3. The american vehicle that Coffin claimed having seen remains always as « immaterial » as in the first days.
« The jeep » a good number of witnesses talked about was either a jeep that was mentioned at the trial or a jeep that was not one, or a jeep that did not correspond at all to the vehicle Coffin claimed having see, or a jeep that had been inaccurately, falsely or illegally described with a view to misleading the administrators of justice. No jeep, if there were more than one, could be related, by itself or by its occupants, to Coffin’s “immaterial” vehicle. Messrs. Belliveau’s and Hébert’s accounts about this jeep were full of inaccuracies and based on hearsay; they were carelessly false and only represented a slight part of truth.

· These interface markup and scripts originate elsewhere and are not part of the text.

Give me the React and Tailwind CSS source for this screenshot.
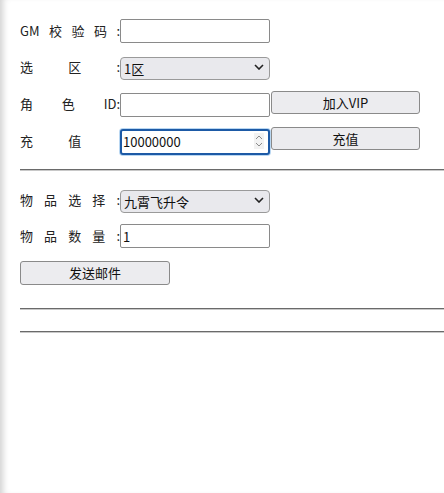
import { useState } from "react";

const font = { fontFamily: '"Microsoft YaHei", "Noto Sans CJK SC", sans-serif' };

// label spread across 100px, like the justified form labels
const Label = ({ parts }) => (
  <div className="w-[100px] flex justify-between items-center text-[13px] text-[#222]">
    {parts.map((p, i) => (
      <span key={i} className={p === "_" ? "invisible" : ""}>
        {p === "_" ? ":" : p}
      </span>
    ))}
  </div>
);

const inputCls =
  "w-[150px] h-[24px] border border-[#8a8a8a] rounded-[2px] bg-white px-[2px] text-[13px] text-[#111] outline-none";

const btnCls =
  "w-[149px] h-[23px] border border-[#8a8a8a] rounded-[3px] bg-[#ececef] text-[13px] text-[#111]";

const Chevron = () => (
  <svg width="10" height="6" viewBox="0 0 10 6" className="absolute right-[6px] top-[9px] pointer-events-none">
    <path d="M1 1l4 4 4-4" fill="none" stroke="#222" strokeWidth="1.6" />
  </svg>
);

const Select = ({ value, options }) => (
  <div className="relative w-[150px] h-[23px]">
    <select
      defaultValue={value}
      className="appearance-none w-full h-full border border-[#9a9a9a] rounded-[4px] bg-[#e9e9ed] pl-[3px] text-[13px] text-[#111] outline-none"
    >
      {options.map((o) => (
        <option key={o}>{o}</option>
      ))}
    </select>
    <Chevron />
  </div>
);

const Hr = () => <div className="h-[2px] bg-[#6a6a6a] border-b border-[#c8c8c8]" />;

export default function App() {
  const [amount, setAmount] = useState("10000000");
  const [count, setCount] = useState("1");

  return (
    <div
      className="min-h-[493px] bg-white pl-[20px] pt-[19px] shadow-[inset_7px_0_6px_-4px_rgba(0,0,0,0.18)]"
      style={font}
    >
      <div className="flex items-center h-[24px]">
        <Label parts={["GM", "校", "验", "码", ":"]} />
        <input className={inputCls} />
      </div>

      <div className="flex items-center h-[23px] mt-[12px]">
        <Label parts={["选", "区", ":"]} />
        <Select value="1区" options={["1区", "2区", "3区"]} />
      </div>

      <div className="flex items-start h-[25px] mt-[13px]">
        <div className="h-[25px] flex items-center">
          <Label parts={["角", "色", "ID:"]} />
        </div>
        <input className={inputCls + " mt-[2px]"} />
        <button className={btnCls + " ml-[1px]"}>加入VIP</button>
      </div>

      <div className="flex items-start h-[26px] mt-[12px]">
        <div className="h-[26px] flex items-center">
          <Label parts={["充", "值", "_"]} />
        </div>
        <div className="relative">
          <input
            value={amount}
            onChange={(e) => setAmount(e.target.value)}
            className="w-[150px] h-[26px] border-2 border-[#1d5aa6] rounded-[3px] bg-white px-[1px] text-[13px] text-[#111] outline-none shadow-[0_0_0_1px_#b9d7f2]"
          />
          <svg width="10" height="16" viewBox="0 0 10 16" className="absolute right-[6px] top-[5px]">
            <rect x="0" y="0" width="10" height="16" fill="#f2f2f2" />
            <path d="M2 6l3-3 3 3M2 10l3 3 3-3" fill="none" stroke="#8a8a8a" strokeWidth="1" />
          </svg>
        </div>
        <button className={btnCls + " ml-[1px] mt-[-1px]"}>充值</button>
      </div>

      <div className="mt-[15px]">
        <Hr />
      </div>

      <div className="flex items-center h-[23px] mt-[17px]">
        <Label parts={["物", "品", "选", "择", ":"]} />
        <Select value="九霄飞升令" options={["九霄飞升令", "仙灵丹", "元宝礼包"]} />
      </div>

      <div className="flex items-center h-[24px] mt-[13px]">
        <Label parts={["物", "品", "数", "量", ":"]} />
        <input value={count} onChange={(e) => setCount(e.target.value)} className={inputCls} />
      </div>

      <button className="w-[150px] h-[24px] mt-[13px] border border-[#8a8a8a] rounded-[3px] bg-[#ececef] text-[13px] text-[#111] block">
        发送邮件
      </button>

      <div className="mt-[23px]">
        <Hr />
      </div>
      <div className="mt-[21px]">
        <Hr />
      </div>
    </div>
  );
}
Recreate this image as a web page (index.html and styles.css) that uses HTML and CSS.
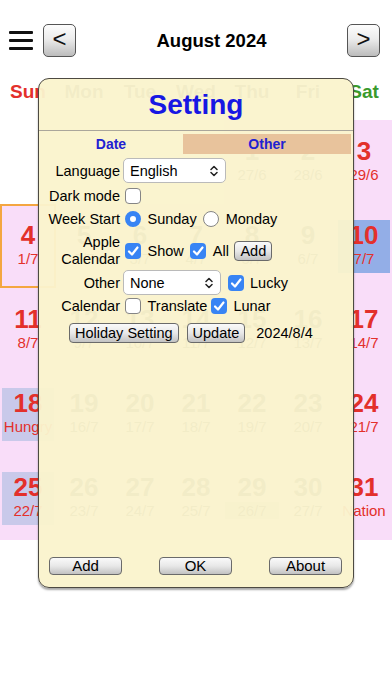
FILE: index.html
```html
<!doctype html>
<html>
<head>
<meta charset="UTF-8" />
<title>Calendar</title>
<link rel="stylesheet" href="styles.css">
</head>
<body>
	<div id="page">
		<div class="top-bar">
			<div class="menu"><span></span><span></span><span></span></div>
			<button class="nav-btn first">&lt;</button>
			<div class="month">August 2024</div>
			<button class="nav-btn">&gt;</button>
		</div>
		<div class="week-head">
			<div class="sun">Sun</div>
			<div>Mon</div>
			<div>Tue</div>
			<div>Wed</div>
			<div>Thu</div>
			<div>Fri</div>
			<div class="sat">Sat</div>
		</div>
		<div class="grid">
			<div class="cell blank"></div>
			<div class="cell blank"></div>
			<div class="cell blank"></div>
			<div class="cell blank"></div>
			<div class="cell"><div class="box"><span class="num">1</span><span class="lun">27/6</span></div></div>
			<div class="cell"><div class="box"><span class="num">2</span><span class="lun">28/6</span></div></div>
			<div class="cell red"><div class="box"><span class="num">3</span><span class="lun">29/6</span></div></div>

			<div class="cell red today"><div class="box"><span class="num">4</span><span class="lun">1/7</span></div></div>
			<div class="cell"><div class="box"><span class="num">5</span><span class="lun">2/7</span></div></div>
			<div class="cell"><div class="box"><span class="num">6</span><span class="lun">3/7</span></div></div>
			<div class="cell"><div class="box"><span class="num">7</span><span class="lun">4/7</span></div></div>
			<div class="cell"><div class="box"><span class="num">8</span><span class="lun">5/7</span></div></div>
			<div class="cell"><div class="box"><span class="num">9</span><span class="lun">6/7</span></div></div>
			<div class="cell red mark-blue"><div class="box"><span class="num">10</span><span class="lun">7/7</span></div></div>

			<div class="cell red"><div class="box"><span class="num">11</span><span class="lun">8/7</span></div></div>
			<div class="cell"><div class="box"><span class="num">12</span><span class="lun">9/7</span></div></div>
			<div class="cell"><div class="box"><span class="num">13</span><span class="lun">10/7</span></div></div>
			<div class="cell"><div class="box"><span class="num">14</span><span class="lun">11/7</span></div></div>
			<div class="cell"><div class="box"><span class="num">15</span><span class="lun">12/7</span></div></div>
			<div class="cell"><div class="box"><span class="num">16</span><span class="lun">13/7</span></div></div>
			<div class="cell red"><div class="box"><span class="num">17</span><span class="lun">14/7</span></div></div>

			<div class="cell red mark"><div class="box"><span class="num">18</span><span class="lun">Hungry</span></div></div>
			<div class="cell"><div class="box"><span class="num">19</span><span class="lun">16/7</span></div></div>
			<div class="cell"><div class="box"><span class="num">20</span><span class="lun">17/7</span></div></div>
			<div class="cell"><div class="box"><span class="num">21</span><span class="lun">18/7</span></div></div>
			<div class="cell"><div class="box"><span class="num">22</span><span class="lun">19/7</span></div></div>
			<div class="cell"><div class="box"><span class="num">23</span><span class="lun">20/7</span></div></div>
			<div class="cell red"><div class="box"><span class="num">24</span><span class="lun">21/7</span></div></div>

			<div class="cell red mark"><div class="box"><span class="num">25</span><span class="lun">22/7</span></div></div>
			<div class="cell"><div class="box"><span class="num">26</span><span class="lun">23/7</span></div></div>
			<div class="cell"><div class="box"><span class="num">27</span><span class="lun">24/7</span></div></div>
			<div class="cell"><div class="box"><span class="num">28</span><span class="lun">25/7</span></div></div>
			<div class="cell"><div class="box"><span class="num">29</span><span class="lun hl">26/7</span></div></div>
			<div class="cell"><div class="box"><span class="num">30</span><span class="lun">27/7</span></div></div>
			<div class="cell red"><div class="box"><span class="num">31</span><span class="lun">Nation</span></div></div>
		</div>

		<div class="dialog">
			<div class="dlg-title">Setting</div>
			<div class="tabs">
				<div class="tab">Date</div>
				<div class="tab other">Other</div>
			</div>

			<div class="row r-lang">
				<div class="lbl">Language</div>
				<div class="ctl">
					<div class="select lang"><span>English</span>
						<svg width="8" height="12" viewBox="0 0 8 12"><path d="M1 4.5 L4 1.5 L7 4.5 M1 7.5 L4 10.5 L7 7.5" fill="none" stroke="#222" stroke-width="1.5" stroke-linecap="round" stroke-linejoin="round"/></svg>
					</div>
				</div>
			</div>
			<div class="row r-dark">
				<div class="lbl">Dark mode</div>
				<div class="ctl"><span class="cb"></span></div>
			</div>
			<div class="row r-week">
				<div class="lbl">Week Start</div>
				<div class="ctl">
					<span class="rd on"></span><span>Sunday</span>
					<span class="rd"></span><span>Monday</span>
				</div>
			</div>
			<div class="row r-apple">
				<div class="lbl two">Apple<br>Calendar</div>
				<div class="ctl">
					<span class="cb on"><svg width="16" height="16" viewBox="0 0 16 16"><polyline points="4,8.5 7,11.5 12.5,4.5" fill="none" stroke="#fff" stroke-width="2.2" stroke-linecap="round" stroke-linejoin="round"/></svg></span><span>Show</span>
					<span class="cb on"><svg width="16" height="16" viewBox="0 0 16 16"><polyline points="4,8.5 7,11.5 12.5,4.5" fill="none" stroke="#fff" stroke-width="2.2" stroke-linecap="round" stroke-linejoin="round"/></svg></span><span>All</span>
					<button class="btn">Add</button>
				</div>
			</div>
			<div class="row r-other1">
				<div class="lbl">Other</div>
				<div class="ctl">
					<div class="select none"><span>None</span>
						<svg width="8" height="12" viewBox="0 0 8 12"><path d="M1 4.5 L4 1.5 L7 4.5 M1 7.5 L4 10.5 L7 7.5" fill="none" stroke="#222" stroke-width="1.5" stroke-linecap="round" stroke-linejoin="round"/></svg>
					</div>
					<span class="cb on"><svg width="16" height="16" viewBox="0 0 16 16"><polyline points="4,8.5 7,11.5 12.5,4.5" fill="none" stroke="#fff" stroke-width="2.2" stroke-linecap="round" stroke-linejoin="round"/></svg></span><span>Lucky</span>
				</div>
			</div>
			<div class="row r-other2">
				<div class="lbl">Calendar</div>
				<div class="ctl">
					<span class="cb"></span><span>Translate</span>
					<span class="cb on tight"><svg width="16" height="16" viewBox="0 0 16 16"><polyline points="4,8.5 7,11.5 12.5,4.5" fill="none" stroke="#fff" stroke-width="2.2" stroke-linecap="round" stroke-linejoin="round"/></svg></span><span>Lunar</span>
				</div>
			</div>
			<div class="row r-btns">
				<button class="btn">Holiday Setting</button>
				<button class="btn update">Update</button>
				<span class="date">2024/8/4</span>
			</div>

			<div class="dlg-foot">
				<button class="btn wide">Add</button>
				<button class="btn wide">OK</button>
				<button class="btn wide">About</button>
			</div>
		</div>
	</div>
</body>
</html>
```

FILE: styles.css
```css
html, body{
	margin:0;
	padding:0;
}
body{
	font-family:"Liberation Sans", Arial, sans-serif;
	background:#fff;
	color:#000;
}
#page{
	position:relative;
	width:392px;
	height:696px;
	overflow:hidden;
}

/* top bar */
.top-bar{
	display:flex;
	align-items:center;
	height:33px;
	margin-top:24px;
	padding:0 12px 0 9px;
}
.menu{
	width:24px;
	display:flex;
	flex-direction:column;
	gap:5px;
}
.menu span{
	display:block;
	height:3px;
	background:#111;
	border-radius:1px;
}
.nav-btn{
	width:33px;
	height:33px;
	padding:0 0 3px;
	border:1px solid #555;
	border-radius:5px;
	background:linear-gradient(#fdfdfd, #ececec 45%, #bcbcbc);
	font:24px "Liberation Sans", Arial, sans-serif;
	color:#111;
}
.nav-btn.first{
	margin-left:10px;
}
.month{
	flex:1;
	text-align:center;
	font-size:18.5px;
	font-weight:bold;
}

/* calendar */
.week-head{
	display:grid;
	grid-template-columns:repeat(7, 56px);
	padding:23px 0 16px;
	line-height:24px;
	font-size:19px;
	font-weight:bold;
	text-align:center;
	color:#444;
}
.week-head .sun{
	color:#e3302b;
}
.week-head .sat{
	color:#3a9a2c;
}
.grid{
	display:grid;
	grid-template-columns:repeat(7, 56px);
	grid-auto-rows:84px;
}
.cell{
	background:#f9ddf9;
	box-sizing:border-box;
	color:#444;
}
.cell.blank{
	background:#fff;
}
.box{
	margin:16px 2px 0;
	height:53px;
	padding-top:1px;
	box-sizing:border-box;
	display:flex;
	flex-direction:column;
	align-items:center;
}
.num{
	font-size:26px;
	font-weight:bold;
	line-height:28px;
}
.lun{
	margin-top:1px;
	font-size:15px;
	line-height:17px;
	white-space:nowrap;
}
.lun.hl{
	width:54px;
	text-align:center;
	background:#d0d0d0;
}
.red .num, .red .lun{
	color:#e3302b;
}
.today{
	border:2px solid #f4a641;
}
.today .box{
	margin:14px 0 0;
}
.mark .box{
	background:#c9c9ea;
}
.mark-blue .box{
	background:#93aee7;
}

/* settings dialog */
.dialog{
	position:absolute;
	left:38px;
	top:78px;
	width:316px;
	height:510px;
	box-sizing:border-box;
	border:1px solid #4d4a42;
	border-radius:11px;
	background:rgba(250, 243, 205, 0.955);
	box-shadow:0 2px 2px rgba(0, 0, 0, 0.35);
	display:flex;
	flex-direction:column;
	font-size:14.5px;
}
.dlg-title{
	height:51px;
	line-height:51px;
	text-align:center;
	font-size:28px;
	font-weight:bold;
	color:#1717e3;
	border-bottom:1px solid #aaa69b;
}
.tabs{
	display:flex;
	height:20px;
	margin:3px 2px 0 0;
	line-height:20px;
	font-size:14px;
	font-weight:bold;
	color:#2121d2;
}
.tab{
	flex:0 0 144px;
	text-align:center;
}
.tab.other{
	flex:1;
	background:#e8c39c;
}
.row{
	display:flex;
	align-items:center;
}
.lbl{
	flex:none;
	width:81px;
	margin-right:3px;
	text-align:right;
}
.lbl.two{
	line-height:17px;
}
.ctl{
	display:flex;
	align-items:center;
	gap:6.5px;
	padding-left:2px;
}
.r-lang{
	margin-top:4px;
	height:25px;
}
.r-dark{
	margin-top:2px;
	height:22px;
}
.r-week{
	margin-top:1px;
	height:22px;
}
.r-apple{
	margin-top:3px;
	height:35px;
}
.r-other1{
	margin-top:2px;
	height:25px;
}
.r-other2{
	margin-top:1px;
	height:20px;
}
.r-btns{
	margin-top:7px;
	height:20px;
	padding-left:30px;
}
.select{
	height:25px;
	box-sizing:border-box;
	margin-left:-2px;
	padding:0 7px 0 6px;
	border:1px solid #bababa;
	border-radius:5px;
	background:#fff;
	display:flex;
	align-items:center;
	justify-content:space-between;
}
.select.lang{
	width:103px;
}
.select.none{
	width:98px;
}
.select svg{
	display:block;
}
.cb, .rd{
	flex:none;
	width:16px;
	height:16px;
	box-sizing:border-box;
	border:1px solid #858585;
	background:#fff;
}
.cb{
	border-radius:4px;
}
.cb.on{
	border:none;
	background:#3884f4;
}
.cb svg{
	display:block;
}
.cb.tight{
	margin-left:-3px;
}
.rd{
	border-radius:50%;
}
.rd.on{
	border:5px solid #3884f4;
	background:#fff;
}
.btn{
	height:20px;
	padding:0 5px;
	border:1px solid #6a6a6a;
	border-radius:4px;
	background:linear-gradient(#fafafa, #e8e8e8 50%, #c2c2c2);
	font:14.5px "Liberation Sans", Arial, sans-serif;
	color:#000;
	line-height:18px;
}
.r-apple .btn{
	margin-left:-1px;
}
.btn.update{
	margin-left:8px;
}
.date{
	margin-left:11px;
}
.dlg-foot{
	margin-top:auto;
	display:flex;
	justify-content:space-between;
	padding:0 11px 12px 10px;
}
.btn.wide{
	width:73px;
	height:18px;
	padding:0;
	font-size:15px;
	line-height:16px;
}
```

4. Coffin’s mining claims did not correspond neither in value nor in number to those alleged nor those that boosted Messrs. Belliveau and Hébert.
5. Coffin lied, as to the personal monies that he might have had on him on his departure from Gaspé for Montréal, on the 12th of June 1953, in as much as regards the amount of money as where they came from.
6. It was on Coffin’s instructions that the rifle Jack Eagle had lent him disappeared and was never found.
7. There never existed, otherwise than in the imagination of a few rare persons, a note signed by one of the hunters on the 13th of June 1953.
8. There is no proof that two bottles of alcoholic beverage found on the crime scene might have belonged to other people than Mr. Lindsey.
9. The expert Péclet did not mislead the jury of Percé : on the contrary, he instructed Coffin defenders.
10. THE WHOLE PROOF SUBMITTED TO THIS COMMISSION TENDS TO CONFIRM – AND NOT TO CONTRADICT – THE VERDICT OF THE JURY OF PERCÉ AND THE DECISIONS OF OUR COURTS TO THE EFFECT THAT COFFIN WAS NOT INNOCENT OF THE MURDER FOR WHICH HE WAS ACCUSED.